The design-based variance estimator that is developed for the various treatment effects does not require joint inclusion probabilities nor design-covariances between the different subsamples. As a result a design-based analysis procedure for factorial designs embedded in complex probability samples is obtained with the attractive relatively simple structure as if the sampling units are drawn with unequal selection probabilities with replacement. The traditional advantages of factorial designs, summarized in the first paragraph of the discussion, still apply under this design-based approach. As illustrated with variance expression (2.29) fewer experimental units are required to estimate the main effects with the same precision in a factorial setup compared to separate single-factor designs.

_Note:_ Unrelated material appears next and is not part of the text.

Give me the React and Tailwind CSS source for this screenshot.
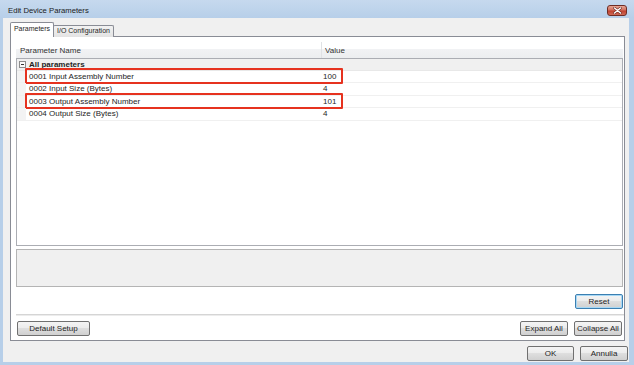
import React from "react";

function Btn({ children, className = "", focused = false }) {
  return (
    <div
      className={
        "flex items-center justify-center whitespace-nowrap rounded-[2px] border text-[8px] text-[#1e1e1e] bg-[linear-gradient(to_bottom,#f4f4f4,#ececec_45%,#dedede_50%,#d0d0d0)] " +
        (focused ? "border-[#3c7fb1] shadow-[inset_0_0_0_1px_#a7d8f5] " : "border-[#707070] ") +
        className
      }
    >
      {children}
    </div>
  );
}

function Row({ name, value, boxed, h }) {
  return (
    <div className={"relative flex border-b border-[#f0f0f0] " + h}>
      <div className="w-[9px] shrink-0 bg-[#f3f3f3]" />
      <div className="w-[296px] shrink-0 pl-[3px] flex items-center whitespace-nowrap">{name}</div>
      <div className="pl-[1px] flex items-center">{value}</div>
      {boxed && (
        <div className="absolute left-[8px] top-[-3px] w-[318px] h-[16px] border-2 border-[#e6321f] rounded-[1px]" />
      )}
    </div>
  );
}

export default function App() {
  return (
    <div
      className="w-[634px] h-[365px] flex flex-col bg-[#b7cfe9] pl-[3px] pr-[5px] pb-[3px] text-[8px] text-[#1e1e1e] overflow-hidden"
      style={{ fontFamily: '"Liberation Sans", Arial, sans-serif' }}
    >
      {/* Title bar */}
      <div className="h-[18px] -ml-[3px] -mr-[5px] flex items-center pt-[3px] pl-[8px] pr-[7px] bg-[linear-gradient(to_bottom,#c6d9ee,#b7cfe9)]">
        <span className="text-[7.7px] text-[#1a1a1a] whitespace-nowrap">Edit Device Parameters</span>
        <div className="ml-auto w-[20px] h-[11px] rounded-[3px] border border-[#6e2c24] bg-[linear-gradient(to_bottom,#e8a594,#d0705f_45%,#c0402f_55%,#cf6a56)] flex items-center justify-center">
          <svg width="9" height="7" viewBox="0 0 9 7">
            <path d="M1.5 1 L7.5 6 M7.5 1 L1.5 6" stroke="#6b2a22" strokeWidth="2.6" strokeLinecap="round" />
            <path d="M1.5 1 L7.5 6 M7.5 1 L1.5 6" stroke="#ffffff" strokeWidth="1.5" strokeLinecap="round" />
          </svg>
        </div>
      </div>

      {/* Client */}
      <div className="flex-1 bg-[#f0f0f0] flex flex-col pt-[4px] pl-[7px] pr-[4px]">
        {/* Tabs */}
        <div className="flex items-end h-[15px] relative z-10">
          <div className="h-[15px] w-[44px] bg-white border border-[#898c95] border-b-0 rounded-t-[2px] flex items-center justify-center pb-[1px] text-[7px] whitespace-nowrap">
            Parameters
          </div>
          <div className="h-[12px] w-[61px] -ml-[1px] bg-[linear-gradient(to_bottom,#f2f2f2,#e3e3e3)] border border-[#898c95] border-b-0 rounded-t-[2px] flex items-center justify-center text-[7px] whitespace-nowrap">
            I/O Configuration
          </div>
        </div>

        {/* Tab panel */}
        <div className="-mt-[1px] h-[305px] bg-white border border-[#898c95] flex flex-col pl-[5px] pr-[1px] pt-[5px]">
          {/* Header */}
          <div className="h-[16px] flex text-[#333] bg-[linear-gradient(to_bottom,#ffffff_45%,#f1f2f4_45%,#eceef0)]">
            <div className="w-[306px] pl-[4px] pt-[1px] flex items-center border-r border-[#e0e2e5]">Parameter Name</div>
            <div className="pl-[3px] pt-[1px] flex items-center">Value</div>
          </div>
          {/* List box */}
          <div className="h-[188px] border border-[#abadb3] bg-white flex flex-col">
            <div className="h-[12px] flex items-center bg-[#f0f0f0] border-b border-[#e8e8e8]">
              <div className="w-[11px] flex items-center justify-center">
                <svg width="7" height="7" viewBox="0 0 7 7">
                  <rect x="0.5" y="0.5" width="6" height="6" fill="#fafafa" stroke="#8c8c8c" />
                  <path d="M2 3.5 H5" stroke="#333" strokeWidth="1" />
                </svg>
              </div>
              <span className="pl-[1px] font-bold text-[8px]">All parameters</span>
            </div>
            <Row name="0001 Input Assembly Number" value="100" boxed h="h-[12px]" />
            <Row name="0002 Input Size (Bytes)" value="4" h="h-[13px]" />
            <Row name="0003 Output Assembly Number" value="101" boxed h="h-[12px]" />
            <Row name="0004 Output Size (Bytes)" value="4" h="h-[13px]" />
          </div>

          {/* Description */}
          <div className="mt-[3px] h-[38px] bg-[#f0f0f0] border border-[#b4b4b4]" />

          {/* Reset */}
          <div className="mt-[7px] flex justify-end">
            <Btn focused className="w-[48px] h-[15px]">Reset</Btn>
          </div>

          {/* Separator */}
          <div className="mt-[5px] -mr-[1px] h-[2px] border-t border-[#d5d5d5] bg-[#ececec]" />

          {/* Bottom buttons */}
          <div className="mt-[5px] flex items-center pr-[1px]">
            <Btn className="ml-[1px] w-[73px] h-[15px]">Default Setup</Btn>
            <Btn className="ml-auto w-[48px] h-[15px]">Expand All</Btn>
            <Btn className="ml-[6px] w-[48px] h-[15px]">Collapse All</Btn>
          </div>
        </div>

        {/* Dialog buttons */}
        <div className="mt-[5px] flex justify-end gap-[6px] -mr-[3px]">
          <Btn className="w-[47px] h-[15px]">OK</Btn>
          <Btn className="w-[48px] h-[15px]">Annulla</Btn>
        </div>
      </div>
    </div>
  );
}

The advantage of an RBD over a CRD is that the between block variance is removed from the estimated treatment effects. In the standard model-based theory for the analysis of randomized experiments, an F-test for the blocks as well as the treatment factors is available. Under restricted randomization of an RBD, however, it is generally argued that an F-test for the block effects is not valid. In these cases alternative measures to evaluate the efficiency of an RBD are available; see for example Montgomery (2001). In the design-based theory developed for RBDs in this paper there is an asymmetry between the block and treatment factors, as in the case of the randomization approach followed by Hinkelmann and Kempthorne (1994). Due to the restricted randomization within the blocks there is no meaningful test for the main effect of the block factor available.

Acknowledgement

The author wishes to thank the Associate Editor and the unknown referees for giving constructive comments on a former draft of this paper. The views expressed in this paper are those of the author and do not necessarily reflect the policy of Statistics Netherlands.

References

Chambers, R.L., and Skinner, C.J. (2003), Analysis of Survey Data, Chichester: John Wiley.

Chipperfield, J., and Bell, P. (2010), Embedded experiments in repeated and overlapping surveys, Journal of the Royal Statistical Society, Series A, 173, 51-66.

De Leeuw, E., Callegaro, M., Hox, J., Korendijk, E., and Lensvelt-Mulders, G. (2007). The influence of advance letters in response in telephone surveys. Public Opinion Quarterly, 71, 413-443.

Fienberg, S.E., and Tanur, J.M. (1987), Experimental and Sampling Structures: Parallels Diverging and Meeting, International Statistical Review, 55, 75-96.

Fienberg, S.E., and Tanur, J.M. (1988), From the inside out and the outside in: Combining experimental and sampling structures, The Canadian Journal of Statistics, 16, 135-151.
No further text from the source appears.